══ Input rows ══

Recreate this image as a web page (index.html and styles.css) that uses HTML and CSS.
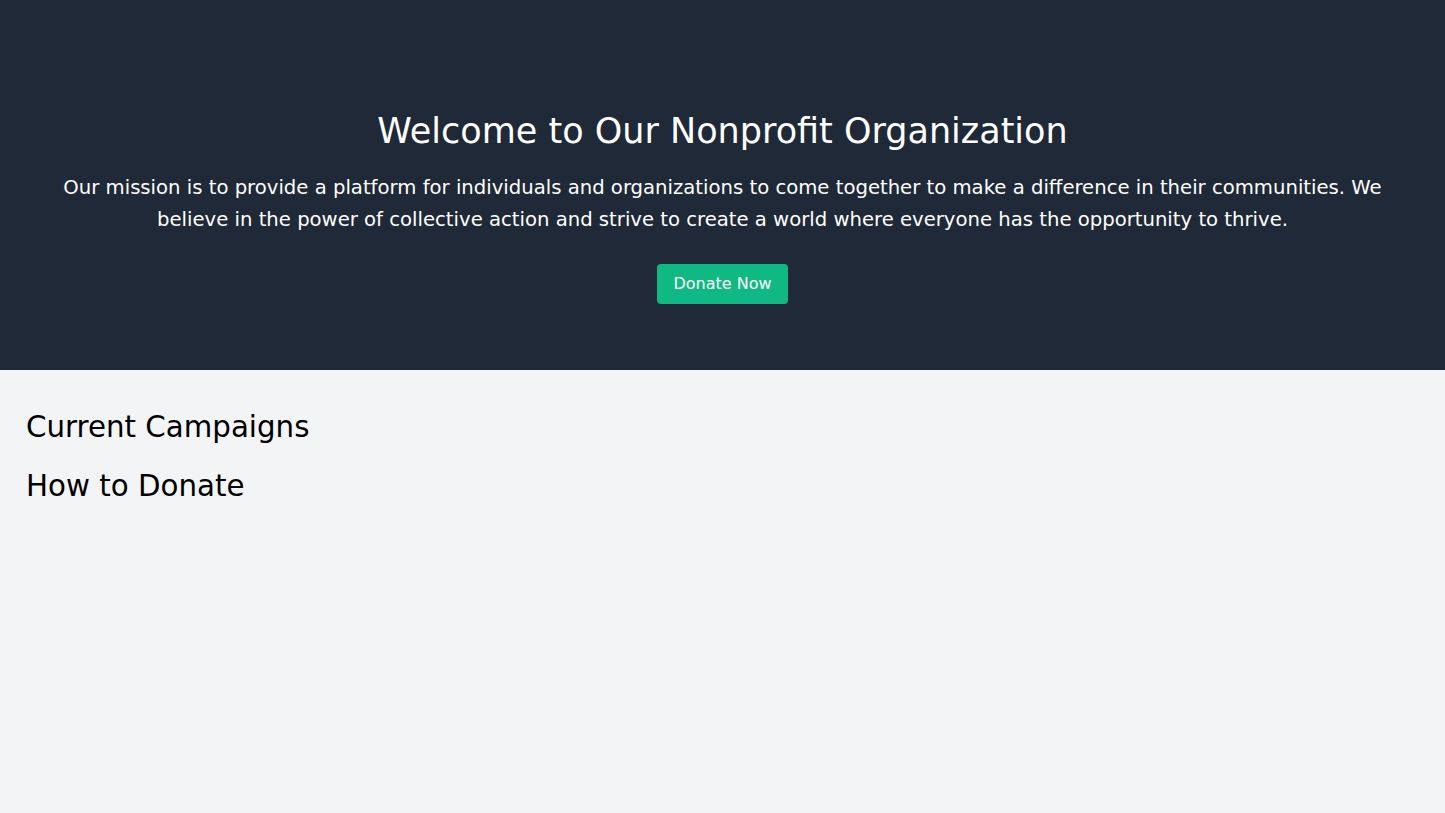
FILE: index.html
```html
<!DOCTYPE html>
<html lang="en">
<head>
  <meta charset="UTF-8">
  <meta name="viewport" content="width=device-width, initial-scale=1.0">
  <title>Nonprofit Organization</title>
  <link rel="stylesheet" href="styles.css">
</head>
<body>
  <!-- Hero -->
  <header class="hero">
    <h1>Welcome to Our Nonprofit Organization</h1>
    <p>Our mission is to provide a platform for individuals and organizations to come together to make a difference in their communities. We believe in the power of collective action and strive to create a world where everyone has the opportunity to thrive.</p>
    <a href="#donate" class="donate-btn">Donate Now</a>
  </header>

  <main class="content">
    <section class="campaigns">
      <h2>Current Campaigns</h2>
    </section>
    <section class="donate" id="donate">
      <h2>How to Donate</h2>
    </section>
  </main>
</body>
</html>
```

FILE: styles.css
```css
html, body {
  height: 100%;
}
body {
  margin: 0;
  font-family: "DejaVu Sans", sans-serif;
  background-color: #f3f4f6;
  color: #000;
}
.hero {
  background-color: #1f2937;
  color: white;
  text-align: center;
  padding: 111px 32px 66px;
}
.hero h1 {
  font-size: 35px;
  line-height: 40px;
  font-weight: normal;
  margin: 0 0 21px;
}
.hero p {
  font-size: 19.65px;
  line-height: 32px;
  margin: 0 0 28px;
}
.donate-btn {
  display: inline-block;
  background-color: #10b981;
  color: white;
  text-decoration: none;
  font-size: 16px;
  line-height: 24px;
  padding: 8px 16px;
  border-radius: 4px;
}
.content {
  padding: 39px 26px;
}
.content h2 {
  font-size: 29.3px;
  line-height: 36px;
  font-weight: normal;
  margin: 0 0 23px;
}
```
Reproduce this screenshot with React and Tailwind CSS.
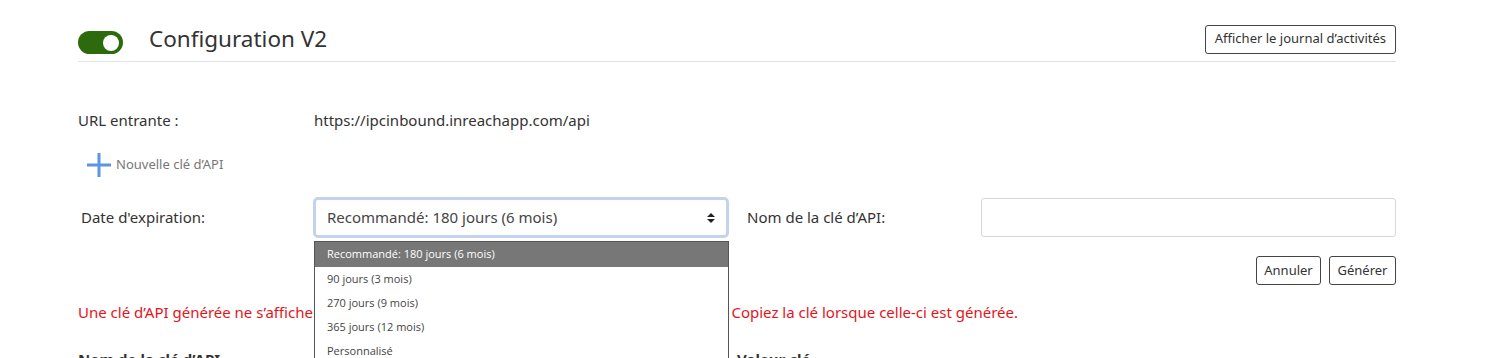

═══

Exercise aim: Each record above must be returned exactly as written, with its pictures omitted.

Exercise output:
Recreate this image as a web page (index.html and styles.css) that uses HTML and CSS.
FILE: index.html
```html
<!DOCTYPE html>
<html lang="en">
<head>
  <meta charset="UTF-8">
  <meta name="viewport" content="width=device-width, initial-scale=1.0">
  <title>Nonprofit Organization</title>
  <link rel="stylesheet" href="styles.css">
</head>
<body>
  <!-- Hero -->
  <header class="hero">
    <h1>Welcome to Our Nonprofit Organization</h1>
    <p>Our mission is to provide a platform for individuals and organizations to come together to make a difference in their communities. We believe in the power of collective action and strive to create a world where everyone has the opportunity to thrive.</p>
    <a href="#donate" class="donate-btn">Donate Now</a>
  </header>

  <main class="content">
    <section class="campaigns">
      <h2>Current Campaigns</h2>
    </section>
    <section class="donate" id="donate">
      <h2>How to Donate</h2>
    </section>
  </main>
</body>
</html>
```

FILE: styles.css
```css
html, body {
  height: 100%;
}
body {
  margin: 0;
  font-family: "DejaVu Sans", sans-serif;
  background-color: #f3f4f6;
  color: #000;
}
.hero {
  background-color: #1f2937;
  color: white;
  text-align: center;
  padding: 111px 32px 66px;
}
.hero h1 {
  font-size: 35px;
  line-height: 40px;
  font-weight: normal;
  margin: 0 0 21px;
}
.hero p {
  font-size: 19.65px;
  line-height: 32px;
  margin: 0 0 28px;
}
.donate-btn {
  display: inline-block;
  background-color: #10b981;
  color: white;
  text-decoration: none;
  font-size: 16px;
  line-height: 24px;
  padding: 8px 16px;
  border-radius: 4px;
}
.content {
  padding: 39px 26px;
}
.content h2 {
  font-size: 29.3px;
  line-height: 36px;
  font-weight: normal;
  margin: 0 0 23px;
}
```
Reproduce this screenshot with React and Tailwind CSS.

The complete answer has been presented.